Search the listing for "What" and copy every line where it appears.

══ THE RECORDS

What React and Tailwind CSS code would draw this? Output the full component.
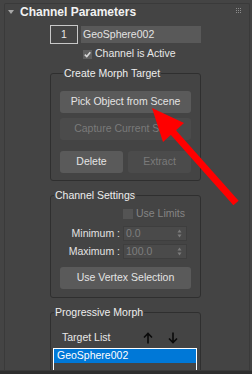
import React from 'react';

// Small shared bits of the 3ds Max style rollout
const Btn = ({ children, disabled, className = '' }) => (
  <div
    className={`h-[22px] rounded-[3px] flex items-center justify-center ${
      disabled ? 'bg-[#4b4b4b] text-[#7a7a7a]' : 'bg-[#5a5a5a] text-[#e4e4e4]'
    } ${className}`}
  >
    {children}
  </div>
);

const Group = ({ label, className = '', children }) => (
  <fieldset className={`border border-[#2f2f2f] rounded-[3px] ${className}`}>
    <legend className="ml-[3px] px-[1px] leading-[14px] text-[#eeeeee]">{label}</legend>
    {children}
  </fieldset>
);

const SpinArrows = () => (
  <svg width="5" height="9" viewBox="0 0 5 9" className="mr-[4px]">
    <path d="M2.5 0.5 L4.5 3.5 H0.5 Z" fill="#7c7c7c" />
    <path d="M2.5 8.5 L4.5 5.5 H0.5 Z" fill="#7c7c7c" />
  </svg>
);

const Spinner = ({ label, value, className = '' }) => (
  <div className={`flex items-center h-[15px] ${className}`}>
    <span className="w-[69px] text-right text-[#e2e2e2]">{label}</span>
    <div className="ml-[3px] w-[64px] h-[15px] bg-[#4a4a4a] border border-[#3e3e3e] flex items-center justify-between">
      <span className="pl-[2px] text-[#7e7e7e]">{value}</span>
      <SpinArrows />
    </div>
  </div>
);

const Grip = () => (
  <svg width="6" height="6" viewBox="0 0 6 6">
    {[0, 2, 4].map((y) =>
      [0, 2, 4].map((x) => <rect key={`${x}-${y}`} x={x} y={y} width="1" height="1" fill="#8c8c8c" />)
    )}
  </svg>
);

export default function App() {
  return (
    <div className="relative w-[252px] h-[374px] bg-[#444444] overflow-hidden flex flex-col font-['Liberation_Sans',Arial,sans-serif] text-[10.5px] text-[#e2e2e2]">
      <div className="flex-1 min-h-0 overflow-hidden pt-[3px]">
        <div className="ml-[4px] w-[246px] h-full border border-b-0 border-[#3a3a3a] rounded-t-[2px]">
          {/* title bar */}
          <div className="h-[15px] flex items-center">
            <svg width="6" height="4" viewBox="0 0 6 4" className="ml-[3px]">
              <path d="M0 0 H6 L3 4 Z" fill="#a8a8a8" />
            </svg>
            <span className="ml-[6px] text-[12px] font-bold text-[#f2f2f2]">Channel Parameters</span>
            <div className="ml-auto mr-[7px] mb-[2px]">
              <Grip />
            </div>
          </div>

          <div className="ml-[45px] w-[151px]">
            {/* channel index + name */}
            <div className="mt-[6px] flex items-center">
              <div className="w-[28px] h-[19px] border border-[#c8c8c8] flex items-center justify-center text-[#e8e8e8]">
                1
              </div>
              <div className="ml-[3px] w-[120px] h-[17px] bg-[#595959] flex items-center pl-[2px] text-[#e4e4e4]">
                GeoSphere002
              </div>
            </div>

            <div className="mt-[5px] h-[10px] flex items-center">
              <div className="ml-[33px] w-[9px] h-[9px] bg-[#5e5e5e] flex items-center justify-center">
                <svg width="7" height="7" viewBox="0 0 7 7">
                  <path d="M0.8 3.6 L2.8 5.6 L6.3 1.2" stroke="#d6d6d6" strokeWidth="1.6" fill="none" />
                </svg>
              </div>
              <span className="ml-[3px] text-[#e8e8e8]">Channel is Active</span>
            </div>

            <Group label="Create Morph Target" className="mt-[7px] px-[9px] pb-[7px]">
              <Btn className="mt-[11px]">Pick Object from Scene</Btn>
              <Btn disabled className="mt-[5px]">Capture Current State</Btn>
              <div className="mt-[11px] grid grid-cols-2 gap-[5px]">
                <Btn>Delete</Btn>
                <Btn disabled>Extract</Btn>
              </div>
            </Group>

            <Group label="Channel Settings" className="mt-[7px] pb-[8px]">
              <div className="mt-[7px] h-[10px] flex items-center">
                <div className="ml-[72px] w-[10px] h-[10px] bg-[#545454]" />
                <span className="ml-[3px] text-[#858585]">Use Limits</span>
              </div>
              <Spinner label="Minimum :" value="0.0" className="mt-[7px]" />
              <Spinner label="Maximum :" value="100.0" className="mt-[3px]" />
              <div className="px-[9px]">
                <Btn className="mt-[8px]">Use Vertex Selection</Btn>
              </div>
            </Group>

            <Group label="Progressive Morph" className="mt-[7px] pb-[10px]">
              <div className="mt-[12px] h-[14px] flex items-center">
                <span className="ml-[11px] text-[#e8e8e8]">Target List</span>
                <svg width="10" height="12" viewBox="0 0 10 12" className="ml-[33px]">
                  <path d="M5 11.5 V1.5 M1 5.5 L5 1.5 L9 5.5" stroke="#0a0a0a" strokeWidth="1.6" fill="none" />
                </svg>
                <svg width="10" height="12" viewBox="0 0 10 12" className="ml-[15px]">
                  <path d="M5 0.5 V10.5 M1 6.5 L5 10.5 L9 6.5" stroke="#0a0a0a" strokeWidth="1.6" fill="none" />
                </svg>
              </div>
              <div className="mt-[3px] ml-[2px] w-[144px] border border-white">
                <div className="h-[14px] bg-[#0078d7] flex items-center pl-[3px] text-white">GeoSphere002</div>
                <div className="h-[24px] bg-[#454545]" />
              </div>
            </Group>
          </div>
        </div>
      </div>
      <div className="h-[4px] bg-[#2e2e2e] border-t border-[#3a3a3a]" />

      {/* red annotation arrow */}
      <svg className="absolute left-0 top-0 pointer-events-none" width="252" height="374" viewBox="0 0 252 374">
        <line x1="236" y1="203" x2="172" y2="131" stroke="#ff0000" strokeWidth="7" />
        <polygon points="152,108 184,123 163,142" fill="#ff0000" />
      </svg>
    </div>
  );
}
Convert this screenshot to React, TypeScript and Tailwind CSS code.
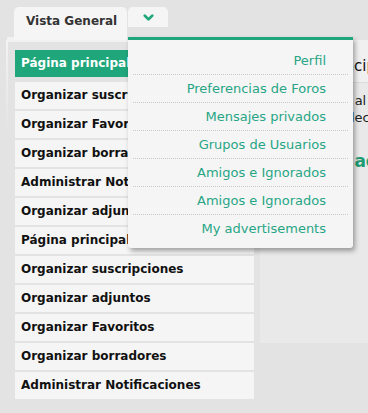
import { ChevronDown } from "lucide-react";

const menuItems = [
  "Página principal",
  "Organizar suscripciones",
  "Organizar Favoritos",
  "Organizar borradores",
  "Administrar Notificaciones",
  "Organizar adjuntos",
  "Página principal",
  "Organizar suscripciones",
  "Organizar adjuntos",
  "Organizar Favoritos",
  "Organizar borradores",
  "Administrar Notificaciones",
];

const dropdownItems = [
  "Perfil",
  "Preferencias de Foros",
  "Mensajes privados",
  "Grupos de Usuarios",
  "Amigos e Ignorados",
  "Amigos e Ignorados",
  "My advertisements",
];

export default function App() {
  return (
    <div className="relative h-[413px] w-full overflow-hidden bg-[#e3e3e3] font-['DejaVu_Sans',sans-serif]">
      {/* tabs */}
      <div className="flex h-[40px] items-start pl-[7px] pt-[7px]">
        <div className="h-[3px] w-[7px] self-end bg-[#f1f1f1]" />
        <div className="h-[33px] w-[113px] rounded-t-[5px] bg-[#f5f5f5] pl-[12px] pt-[6px] text-[12px] font-bold leading-[16px] text-[#333]">
          Vista General
        </div>
        <div className="ml-[1px] flex h-[20px] w-[40px] items-center justify-center rounded-t-[5px] bg-[#f5f5f5]">
          <ChevronDown className="h-[15px] w-[15px] text-[#1fa67a]" strokeWidth={4.5} />
        </div>
      </div>

      <div className="flex">
        {/* left column */}
        <div className="ml-[6px] flex w-[248px] border-t-2 border-[#f1f1f1]">
          <div className="h-[90px] w-[2px] bg-gradient-to-b from-[#f3f3f3] to-transparent" />
          <div className="flex flex-col gap-[2px] pl-[7px] pt-[8px]">
            {menuItems.map((item, i) => (
              <div
                key={i}
                className={
                  i === 0
                    ? "mb-[3px] h-[27px] w-[239px] bg-[#1fa67a] pl-[6px] text-[12px] font-bold leading-[27px] text-white"
                    : "h-[27px] w-[239px] bg-[#f5f5f5] pl-[6px] text-[12px] font-bold leading-[27px] text-[#111]"
                }
              >
                {item}
              </div>
            ))}
          </div>
        </div>

        {/* right panel */}
        <div className="ml-[6px] h-[303px] flex-1 overflow-hidden bg-[#e9e9e9]">
          <div className="h-[43px] whitespace-nowrap border-b border-[#dcdcdc] bg-[#f0f0f0] pl-[10px] pt-[17px] text-[15px] leading-[18px] text-[#111]">
            Página principal
          </div>
          <div className="whitespace-nowrap pt-[9px] text-[13px] leading-[17px] text-[#222]">
            <div className="pl-[18px]">Bienvenido al Panel de Control de Usuario</div>
            <div className="pl-[32px]">Puede seleccionar sus preferencias</div>
          </div>
          <div className="mt-[24px] whitespace-nowrap pl-[54px] text-[17px] font-bold leading-[22px] text-[#1e9c74]">
            Sus actividades
          </div>
        </div>
      </div>

      {/* dropdown */}
      <div className="absolute left-[128px] top-[37px] w-[225px] rounded-b-[3px] border-t-[3px] border-[#1fa67a] bg-[#f5f5f5] px-[5px] pb-[5px] pt-[7px] shadow-[2px_3px_5px_rgba(0,0,0,0.35)]">
        {dropdownItems.map((item, i) => (
          <div
            key={i}
            className={
              i < dropdownItems.length - 1
                ? "h-[28px] border-b border-dotted border-[#c8c8c8] pr-[22px] text-right text-[13px] leading-[27px] text-[#27a685]"
                : "h-[28px] pr-[22px] text-right text-[13px] leading-[27px] text-[#27a685]"
            }
          >
            {item}
          </div>
        ))}
      </div>
    </div>
  );
}
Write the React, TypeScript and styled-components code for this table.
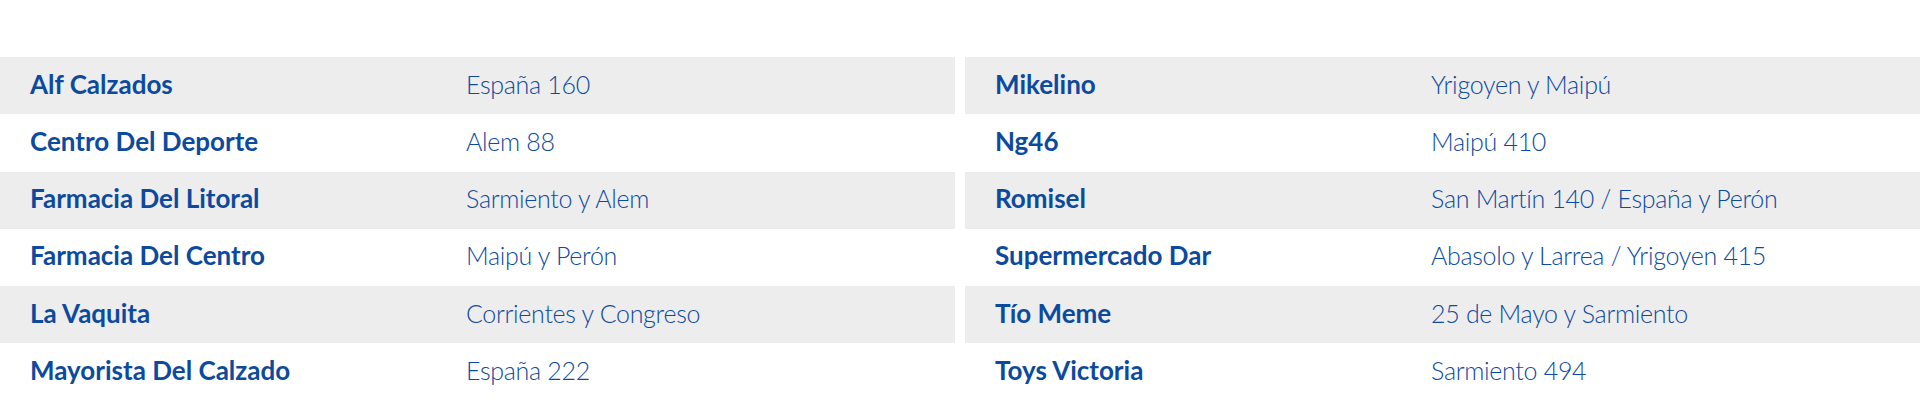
import * as React from 'react';
import styled, { createGlobalStyle } from 'styled-components';

const GlobalStyle = createGlobalStyle`
    html, body {
        margin: 0;
        padding: 0;
        background: #ffffff;
    }
    body {
        font-family: Lato, "Liberation Sans", sans-serif;
    }
`;

const Page = styled.div`
    width: 1920px;
    height: 400px;
    padding-top: 57px;
    box-sizing: border-box;
    overflow: hidden;
    display: grid;
    grid-template-columns: 955px 955px;
    column-gap: 10px;
    align-items: start;
`;

const Table = styled.div`
    display: flex;
    flex-direction: column;
`;

const Row = styled.div<{ $shaded: boolean }>`
    height: 57.25px;
    box-sizing: border-box;
    padding: 0 0 4px 30px;
    display: grid;
    grid-template-columns: 436px 1fr;
    align-items: center;
    background: ${(p) => (p.$shaded ? '#ededed' : '#ffffff')};
    color: #0c4a9e;
    white-space: nowrap;
`;

const Name = styled.div`
    font-size: 26px;
    font-weight: 700;
`;

const Address = styled.div`
    font-size: 25px;
    font-weight: 300;
    letter-spacing: -0.3px;
`;

const left = [
    ['Alf Calzados', 'España 160'],
    ['Centro Del Deporte', 'Alem 88'],
    ['Farmacia Del Litoral', 'Sarmiento y Alem'],
    ['Farmacia Del Centro', 'Maipú y Perón'],
    ['La Vaquita', 'Corrientes y Congreso'],
    ['Mayorista Del Calzado', 'España 222']
];

const right = [
    ['Mikelino', 'Yrigoyen y Maipú'],
    ['Ng46', 'Maipú 410'],
    ['Romisel', 'San Martín 140 / España y Perón'],
    ['Supermercado Dar', 'Abasolo y Larrea / Yrigoyen 415'],
    ['Tío Meme', '25 de Mayo y Sarmiento'],
    ['Toys Victoria', 'Sarmiento 494']
];

const StoreTable = ({ rows }: { rows: string[][] }) => (
    <Table>
        {rows.map(([name, address], i) => (
            <Row key={name} $shaded={i % 2 === 0}>
                <Name>{name}</Name>
                <Address>{address}</Address>
            </Row>
        ))}
    </Table>
);

export default function App() {
    return (
        <>
            <GlobalStyle />
            <Page>
                <StoreTable rows={left} />
                <StoreTable rows={right} />
            </Page>
        </>
    );
}
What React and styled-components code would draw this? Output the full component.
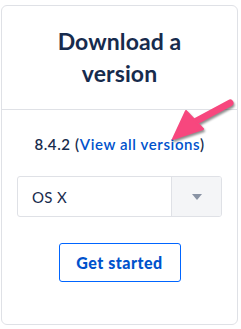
import React from 'react';
import styled, { createGlobalStyle } from 'styled-components';

const GlobalStyle = createGlobalStyle`
  body {
    margin: 0;
    background: #fff;
    font-family: 'Lato', 'Noto Sans', sans-serif;
  }
`;

const Card = styled.div`
  position: relative;
  box-sizing: border-box;
  width: 237px;
  height: 320px;
  margin: 5px 0 0 1px;
  border: 1px solid #dfe1e6;
  border-radius: 6px;
  display: flex;
  flex-direction: column;
`;

const Header = styled.div`
  height: 104px;
  box-sizing: border-box;
  border-bottom: 1px solid #dfe1e6;
  display: flex;
  align-items: center;
  justify-content: center;
  padding-bottom: 2px;
`;

const Title = styled.h2`
  margin: 0;
  font-size: 23px;
  line-height: 32px;
  font-weight: 700;
  color: #172b4d;
  text-align: center;
  letter-spacing: 0.1px;
`;

const Body = styled.div`
  display: flex;
  flex-direction: column;
  align-items: center;
  padding: 24px 15px 0 15px;
`;

const Version = styled.p`
  margin: 0;
  font-size: 15px;
  line-height: 20px;
  font-weight: 600;
  letter-spacing: 0.6px;
  color: #172b4d;
`;

const VersionLink = styled.a`
  color: #0052cc;
  text-decoration: none;
`;

const Select = styled.div`
  margin-top: 22px;
  align-self: stretch;
  height: 41px;
  box-sizing: border-box;
  border: 1px solid #dfe1e6;
  border-radius: 3px;
  display: flex;
  overflow: hidden;
`;

const SelectValue = styled.div`
  flex: 1;
  display: flex;
  align-items: center;
  padding-left: 14px;
  font-size: 15px;
  letter-spacing: 0.3px;
  color: #172b4d;
`;

const SelectToggle = styled.div`
  width: 49px;
  background: #f4f5f7;
  border-left: 1px solid #dfe1e6;
  display: flex;
  align-items: center;
  justify-content: center;
`;

const Caret = styled.span`
  width: 0;
  height: 0;
  border-left: 5px solid transparent;
  border-right: 5px solid transparent;
  border-top: 6px solid #8993a4;
`;

const Button = styled.button`
  margin-top: 26px;
  width: 122px;
  height: 39px;
  background: #fff;
  border: 1px solid #0065ff;
  border-radius: 3px;
  color: #0052cc;
  font-family: inherit;
  font-size: 16px;
  font-weight: 900;
  letter-spacing: 0.5px;
  cursor: pointer;
`;

const Pointer = styled.svg`
  position: absolute;
  left: 166px;
  top: 91px;
  filter: drop-shadow(1px 2px 1px rgba(0, 0, 0, 0.45));
`;

const App = () => (
  <>
    <GlobalStyle />
    <Card>
      <Header>
        <Title>
          Download a
          <br />
          version
        </Title>
      </Header>
      <Body>
        <Version>
          8.4.2 (<VersionLink href="#">View all versions</VersionLink>)
        </Version>
        <Select>
          <SelectValue>OS X</SelectValue>
          <SelectToggle>
            <Caret />
          </SelectToggle>
        </Select>
        <Button>Get started</Button>
      </Body>
      <Pointer width="72" height="50" viewBox="167 96 72 50">
        <line x1="229" y1="102" x2="188" y2="124" stroke="#f7477e" strokeWidth="7" strokeLinecap="round" />
        <polygon
          points="172,138 185,110 202,128"
          fill="#f7477e"
          stroke="#f7477e"
          strokeWidth="2"
          strokeLinejoin="round"
        />
      </Pointer>
    </Card>
  </>
);

export default App;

════

**TASK ANSWER**
What React and Tailwind CSS code would draw this? Output the full component.
What React and styled-components code would draw this? Output the full component.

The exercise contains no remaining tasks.